1. Henning Mankell (1948-2015), Bergsprängaren, 1973, Leopard förlag, impression Scandbook (Falun, Suède), 235 pages, 177 couronnes, env. 18 euros (mais qu'on se rassure, traduit en français au Seuil en 2018, Le dynamiteur). Si Mankell est traduit dans une foultitude de langues, ce n'est pas (tout à fait) par hasard: il sait écrire et, grande figure de la nouvelle génération des polardeux suédois, c'est un genre, facile, divertissant, digestif. Ici, c'est autre chose, valant réellement le déplacement, son premier roman, de facture prolétarienne, l'histoire d'un ouvrier (1888-1969) "dynamiteur" (le pays est très graniteux) déblayant la voie à la pose de rails ou de macadam autoroutier. Un miraculé, sa carrière étant tôt "explosée" par une charge qu'il avait à désamorcer et qui lui sautera en pleine figure, il y perdra une main, un œil et une partie du pénis (mais il reprendra le même boulot dès guérison des dévastations corporelles). La beauté de sa geste, reflétant les méandres de son environnement social, d'une classe ouvrière écrasée (mis à la porte adolescent par son paternel lorsqu'il se dit socialiste; le papa, lui, un ouvrier "monsieur caca", vidant des latrines à longueur de journée) à une classe ouvrière anesthésiée par le règne social-démocrate: il y a quelques pages magnifiques qui résument tout où on le voit, écoutant sa femme, socialiste comme lui, plaider les indéniables conquêtes sociales, rétorquer en montrant l'affiche qu'ils ont punaisée au mur voici des lustres. L'affiche illustre la pyramide du capitalisme, le peuple ployant sous le poids des parasites en surplomb.
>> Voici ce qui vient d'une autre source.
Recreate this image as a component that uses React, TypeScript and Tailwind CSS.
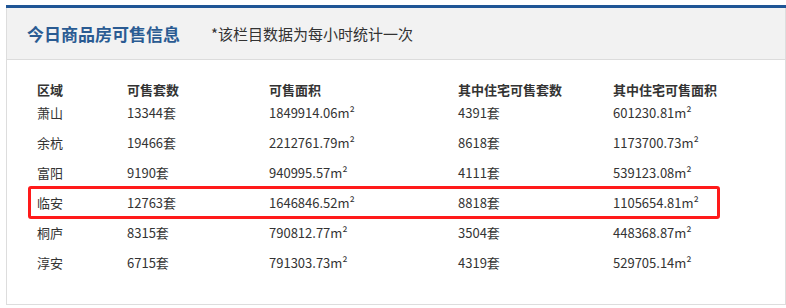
const rows = [
	{ area: "萧山", count: "13344套", size: "1849914.06m²", homes: "4391套", homeSize: "601230.81m²" },
	{ area: "余杭", count: "19466套", size: "2212761.79m²", homes: "8618套", homeSize: "1173700.73m²" },
	{ area: "富阳", count: "9190套", size: "940995.57m²", homes: "4111套", homeSize: "539123.08m²" },
	{ area: "临安", count: "12763套", size: "1646846.52m²", homes: "8818套", homeSize: "1105654.81m²", marked: true },
	{ area: "桐庐", count: "8315套", size: "790812.77m²", homes: "3504套", homeSize: "448368.87m²" },
	{ area: "淳安", count: "6715套", size: "791303.73m²", homes: "4319套", homeSize: "529705.14m²" },
];

const cols = "grid grid-cols-[90px_142px_189px_155px_1fr]";

export default function App() {
	return (
		<div
			className="w-[786px] h-[308px] bg-white pl-[6px] pt-[5px]"
			style={{ fontFamily: '"Noto Sans CJK SC", "Noto Sans", sans-serif' }}
		>
			<div className="w-[780px] h-[300px] flex flex-col border-t-[3px] border-[#1f5595]">
				<div className="h-[52px] flex items-center bg-[#f2f2f2] border-x border-b border-x-[#dddddd] border-b-[#dcdcdc] pl-[20px]">
					<span className="text-[17px] font-bold text-[#2a5b92] leading-none">
						今日商品房可售信息
					</span>
					<span className="ml-[31px] text-[15px] text-[#333333] leading-none">
						*该栏目数据为每小时统计一次
					</span>
				</div>
				<div className="flex-1 bg-white border-x border-b border-[#dddddd] pl-[30px] pt-[20px]">
					<div className={`${cols} h-[18px] items-center text-[13px] font-bold text-[#333333]`}>
						<span>区域</span>
						<span>可售套数</span>
						<span>可售面积</span>
						<span>其中住宅可售套数</span>
						<span>其中住宅可售面积</span>
					</div>
					{rows.map((r) => (
						<div
							key={r.area}
							className={`${cols} relative h-[30px] items-center text-[13px] text-[#333333]`}
						>
							<span>{r.area}</span>
							<span>{r.count}</span>
							<span>{r.size}</span>
							<span>{r.homes}</span>
							<span>{r.homeSize}</span>
							{r.marked && (
								<div className="absolute left-[-9px] top-[-2px] w-[692px] h-[33px] border-[3px] border-[#ff1a1a] rounded-[3px]" />
							)}
						</div>
					))}
				</div>
			</div>
		</div>
	);
}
Il l'a désigne du doigt et dit: "Ceux d'en haut sont toujours en haut." Il est très bon, Mankell.
L'affiche insurpassable en question, publiée en 1911 par l'Industrial Worker (USA, inspirée par un modèle russe de 1900) est notamment reproduite sur le site:
https://santitafarella.wordpress.com/2012/01/09/we-rule-you-we-fool-you-classic-1911-poster-depicting-capitalism-titled-pyramid-of-capitalist-system/
2. Pierre Hervé (1913-1993), La Libération trahie, 1945, Grasset, 217 pages, 5 euros (bouquinerie Aurora), Imprimerie Moderne (Montrouge). Churchill, auteur de bons mots comme on sait, a dit que plus on voit loin dans le passé, plus on voit loin dans le futur. Pour pas mourir con (Wolinsky), il faut lire du vieux. Hervé, Résistant communiste (plus tard gaulliste de gauche) donne à voir les espoirs, bientôt déçus, du peuple en armes à la Libération. Comme lors de la "révolution trahie" dans l'Allemagne de 1918 (Haffner), la France des petits et grands privilégiés, la plupart vichystes, feront ce qu'il faut pour éviter le déboulonnage. Avec le succès qu'on sait. Le spectre du soviétisme "barbare" (guerre froide) y jouera un rôle déterminant. Le charme qu'exerce encore aujourd'hui Hervé tient pour partie à son vocabulaire, des mots de gauche, enfin, en ce temps-là, n'est-ce pas: par exemple dévouement, élite (au sens positif, couplé avec l'adjectif "populaire"), féodalités (financières notamment), génie national, grandeur, héroïsme, patriotisme, peur (du peuple...), révolutionariste (péjoratif) mais encore, plaisant, le terme de "néo-fasciste" pour qualifier la Restauration en leurs douillets maroquins au lendemain de la Libération des susdits privilégiés, hauts fonctionnaires, policiers gradés, traficoteurs et politiciens girouettes, etc., etc.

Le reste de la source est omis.